## Begin SUPPLIED DATA

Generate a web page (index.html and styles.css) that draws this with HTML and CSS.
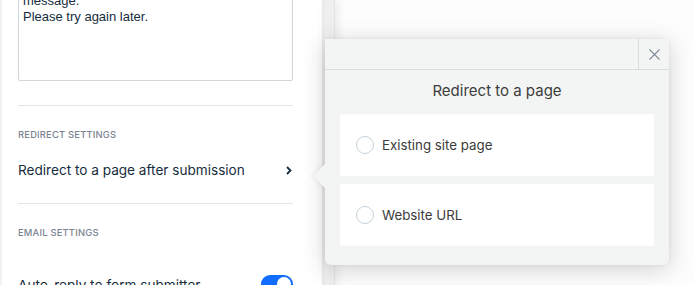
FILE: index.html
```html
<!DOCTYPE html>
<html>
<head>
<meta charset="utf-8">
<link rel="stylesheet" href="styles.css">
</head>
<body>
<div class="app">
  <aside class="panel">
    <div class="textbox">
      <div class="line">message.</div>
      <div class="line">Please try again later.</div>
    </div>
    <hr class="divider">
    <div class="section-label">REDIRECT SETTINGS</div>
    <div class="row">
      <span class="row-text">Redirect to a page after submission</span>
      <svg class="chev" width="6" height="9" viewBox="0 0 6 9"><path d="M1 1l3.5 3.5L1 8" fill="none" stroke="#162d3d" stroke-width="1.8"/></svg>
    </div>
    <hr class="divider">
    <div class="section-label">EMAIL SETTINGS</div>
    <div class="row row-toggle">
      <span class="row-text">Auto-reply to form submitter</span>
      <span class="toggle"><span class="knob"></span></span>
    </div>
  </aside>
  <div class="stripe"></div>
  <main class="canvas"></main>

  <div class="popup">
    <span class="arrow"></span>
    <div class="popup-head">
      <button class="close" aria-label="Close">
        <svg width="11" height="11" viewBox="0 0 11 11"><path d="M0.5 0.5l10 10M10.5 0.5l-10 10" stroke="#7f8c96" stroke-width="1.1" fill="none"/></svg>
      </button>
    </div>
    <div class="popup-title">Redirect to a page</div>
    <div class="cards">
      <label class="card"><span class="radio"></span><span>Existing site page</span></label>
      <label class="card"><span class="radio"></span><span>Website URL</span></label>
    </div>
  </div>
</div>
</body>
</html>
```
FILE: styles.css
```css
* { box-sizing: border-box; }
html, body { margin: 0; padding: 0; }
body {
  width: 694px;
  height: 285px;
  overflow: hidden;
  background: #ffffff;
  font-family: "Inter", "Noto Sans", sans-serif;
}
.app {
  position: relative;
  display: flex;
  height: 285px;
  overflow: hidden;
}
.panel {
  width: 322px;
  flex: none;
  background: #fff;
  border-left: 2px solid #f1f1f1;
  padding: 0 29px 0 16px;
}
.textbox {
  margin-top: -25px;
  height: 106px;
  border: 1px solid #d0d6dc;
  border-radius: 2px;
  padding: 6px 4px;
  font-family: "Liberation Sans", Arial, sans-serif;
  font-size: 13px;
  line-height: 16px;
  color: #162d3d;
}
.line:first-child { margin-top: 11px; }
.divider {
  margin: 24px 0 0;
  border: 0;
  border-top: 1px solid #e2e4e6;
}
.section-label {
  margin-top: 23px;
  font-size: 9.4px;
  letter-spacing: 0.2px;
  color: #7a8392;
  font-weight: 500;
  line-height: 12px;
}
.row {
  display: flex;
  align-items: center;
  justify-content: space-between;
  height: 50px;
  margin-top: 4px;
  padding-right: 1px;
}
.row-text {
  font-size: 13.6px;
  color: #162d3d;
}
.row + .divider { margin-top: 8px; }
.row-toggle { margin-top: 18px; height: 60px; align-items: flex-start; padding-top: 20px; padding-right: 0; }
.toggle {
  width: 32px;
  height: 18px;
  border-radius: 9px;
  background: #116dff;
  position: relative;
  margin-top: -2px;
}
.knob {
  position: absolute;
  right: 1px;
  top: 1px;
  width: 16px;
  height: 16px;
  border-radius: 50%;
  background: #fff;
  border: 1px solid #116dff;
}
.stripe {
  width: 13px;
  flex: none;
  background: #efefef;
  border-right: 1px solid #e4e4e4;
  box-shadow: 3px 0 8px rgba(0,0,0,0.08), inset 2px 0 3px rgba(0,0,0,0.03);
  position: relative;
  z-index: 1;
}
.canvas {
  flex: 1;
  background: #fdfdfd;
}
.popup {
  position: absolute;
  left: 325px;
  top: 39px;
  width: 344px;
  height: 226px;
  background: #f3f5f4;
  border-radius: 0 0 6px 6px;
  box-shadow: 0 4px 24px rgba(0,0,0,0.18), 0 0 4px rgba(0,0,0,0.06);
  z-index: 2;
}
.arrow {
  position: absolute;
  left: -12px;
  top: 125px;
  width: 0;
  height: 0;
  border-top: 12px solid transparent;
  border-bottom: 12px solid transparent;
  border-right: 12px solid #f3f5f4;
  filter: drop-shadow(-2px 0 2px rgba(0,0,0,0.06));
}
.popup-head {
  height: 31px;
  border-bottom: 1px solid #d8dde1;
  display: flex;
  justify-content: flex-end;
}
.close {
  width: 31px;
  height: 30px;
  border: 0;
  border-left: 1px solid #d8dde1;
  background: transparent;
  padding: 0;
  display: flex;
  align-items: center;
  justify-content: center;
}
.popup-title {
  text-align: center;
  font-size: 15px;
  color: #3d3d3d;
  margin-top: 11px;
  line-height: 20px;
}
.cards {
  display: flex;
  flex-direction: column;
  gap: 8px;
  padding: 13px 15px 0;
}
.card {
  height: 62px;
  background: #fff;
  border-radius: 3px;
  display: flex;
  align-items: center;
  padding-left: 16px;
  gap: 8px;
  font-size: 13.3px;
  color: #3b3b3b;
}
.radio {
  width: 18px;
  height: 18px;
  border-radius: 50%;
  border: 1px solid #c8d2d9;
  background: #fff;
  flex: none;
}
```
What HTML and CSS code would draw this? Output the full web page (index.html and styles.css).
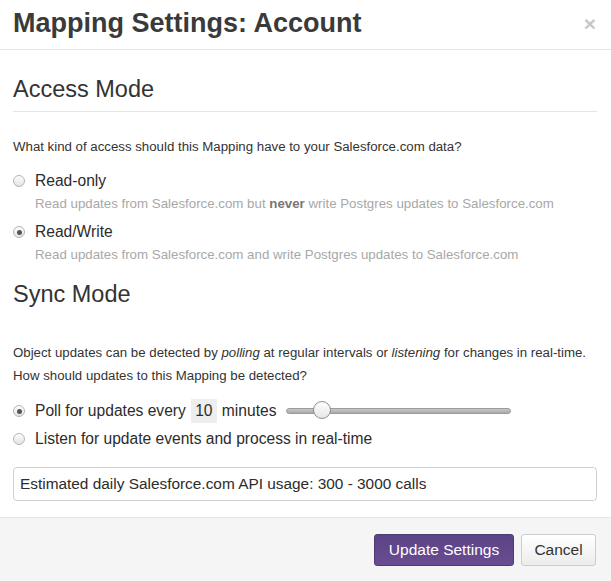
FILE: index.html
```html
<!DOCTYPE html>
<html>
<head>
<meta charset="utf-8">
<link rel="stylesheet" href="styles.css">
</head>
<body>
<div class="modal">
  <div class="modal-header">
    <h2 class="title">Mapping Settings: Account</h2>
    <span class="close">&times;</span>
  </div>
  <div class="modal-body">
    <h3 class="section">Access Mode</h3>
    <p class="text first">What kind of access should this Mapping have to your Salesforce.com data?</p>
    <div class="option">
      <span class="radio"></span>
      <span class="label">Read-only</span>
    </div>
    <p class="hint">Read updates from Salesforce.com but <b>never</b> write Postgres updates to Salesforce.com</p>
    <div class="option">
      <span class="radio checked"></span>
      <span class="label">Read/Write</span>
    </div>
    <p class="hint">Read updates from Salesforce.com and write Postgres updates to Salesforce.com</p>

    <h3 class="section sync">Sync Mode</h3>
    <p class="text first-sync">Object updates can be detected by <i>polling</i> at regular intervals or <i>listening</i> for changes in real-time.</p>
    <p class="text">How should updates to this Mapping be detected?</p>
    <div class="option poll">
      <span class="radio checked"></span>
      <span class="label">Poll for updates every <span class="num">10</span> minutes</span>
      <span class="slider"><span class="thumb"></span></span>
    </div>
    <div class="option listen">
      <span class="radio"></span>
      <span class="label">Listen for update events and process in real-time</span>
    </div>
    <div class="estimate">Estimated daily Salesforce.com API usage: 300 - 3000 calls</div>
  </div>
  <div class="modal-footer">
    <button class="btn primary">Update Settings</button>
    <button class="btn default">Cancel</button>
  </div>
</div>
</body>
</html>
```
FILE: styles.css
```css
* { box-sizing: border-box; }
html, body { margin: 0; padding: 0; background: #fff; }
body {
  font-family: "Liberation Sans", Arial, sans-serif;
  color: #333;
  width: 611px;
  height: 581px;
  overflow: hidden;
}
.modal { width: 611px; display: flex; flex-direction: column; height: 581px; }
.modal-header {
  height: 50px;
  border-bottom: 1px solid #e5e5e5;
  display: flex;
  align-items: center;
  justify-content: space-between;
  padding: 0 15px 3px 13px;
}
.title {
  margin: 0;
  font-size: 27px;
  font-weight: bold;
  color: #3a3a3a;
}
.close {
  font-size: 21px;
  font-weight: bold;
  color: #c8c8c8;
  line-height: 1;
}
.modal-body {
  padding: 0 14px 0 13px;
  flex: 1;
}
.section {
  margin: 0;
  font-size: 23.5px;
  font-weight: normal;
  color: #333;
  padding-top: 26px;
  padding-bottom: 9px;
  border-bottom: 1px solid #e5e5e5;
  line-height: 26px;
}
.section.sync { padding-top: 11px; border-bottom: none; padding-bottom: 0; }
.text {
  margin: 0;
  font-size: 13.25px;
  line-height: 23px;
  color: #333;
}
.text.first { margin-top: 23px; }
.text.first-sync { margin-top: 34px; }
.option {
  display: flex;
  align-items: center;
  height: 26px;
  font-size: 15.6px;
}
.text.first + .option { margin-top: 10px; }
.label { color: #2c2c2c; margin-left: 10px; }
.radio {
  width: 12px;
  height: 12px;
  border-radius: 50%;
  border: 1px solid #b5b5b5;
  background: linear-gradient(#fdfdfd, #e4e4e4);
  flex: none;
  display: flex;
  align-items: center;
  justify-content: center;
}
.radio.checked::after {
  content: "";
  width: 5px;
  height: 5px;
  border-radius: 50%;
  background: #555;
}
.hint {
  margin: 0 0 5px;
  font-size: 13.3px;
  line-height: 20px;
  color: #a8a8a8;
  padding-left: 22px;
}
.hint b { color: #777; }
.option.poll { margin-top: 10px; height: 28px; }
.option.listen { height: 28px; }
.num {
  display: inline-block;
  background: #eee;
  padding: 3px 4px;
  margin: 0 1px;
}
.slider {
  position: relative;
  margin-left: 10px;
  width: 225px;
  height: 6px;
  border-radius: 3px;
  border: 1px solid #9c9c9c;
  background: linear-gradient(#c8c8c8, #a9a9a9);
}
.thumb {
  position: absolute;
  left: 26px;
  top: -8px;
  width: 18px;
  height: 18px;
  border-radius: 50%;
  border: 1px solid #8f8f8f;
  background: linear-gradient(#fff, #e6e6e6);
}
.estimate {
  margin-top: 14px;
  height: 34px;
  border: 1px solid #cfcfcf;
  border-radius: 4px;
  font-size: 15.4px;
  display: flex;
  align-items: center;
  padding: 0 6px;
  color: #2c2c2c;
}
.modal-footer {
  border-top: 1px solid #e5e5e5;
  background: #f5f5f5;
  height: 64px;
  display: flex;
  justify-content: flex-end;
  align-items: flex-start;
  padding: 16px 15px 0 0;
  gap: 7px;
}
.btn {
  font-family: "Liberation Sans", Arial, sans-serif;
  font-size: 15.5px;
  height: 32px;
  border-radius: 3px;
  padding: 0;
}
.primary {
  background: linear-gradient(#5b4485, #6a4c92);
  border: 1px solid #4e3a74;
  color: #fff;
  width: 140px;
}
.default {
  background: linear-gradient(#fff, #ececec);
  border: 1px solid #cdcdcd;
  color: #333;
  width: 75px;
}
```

## End SUPPLIED DATA

**TASK TO CARRY OUT**
Using the listing, copy every line where the word "index" shows up.

**EXERCISE OUTPUT**
Generate a web page (index.html and styles.css) that draws this with HTML and CSS.
FILE: index.html
  z-index: 1;
  z-index: 2;
What HTML and CSS code would draw this? Output the full web page (index.html and styles.css).
FILE: index.html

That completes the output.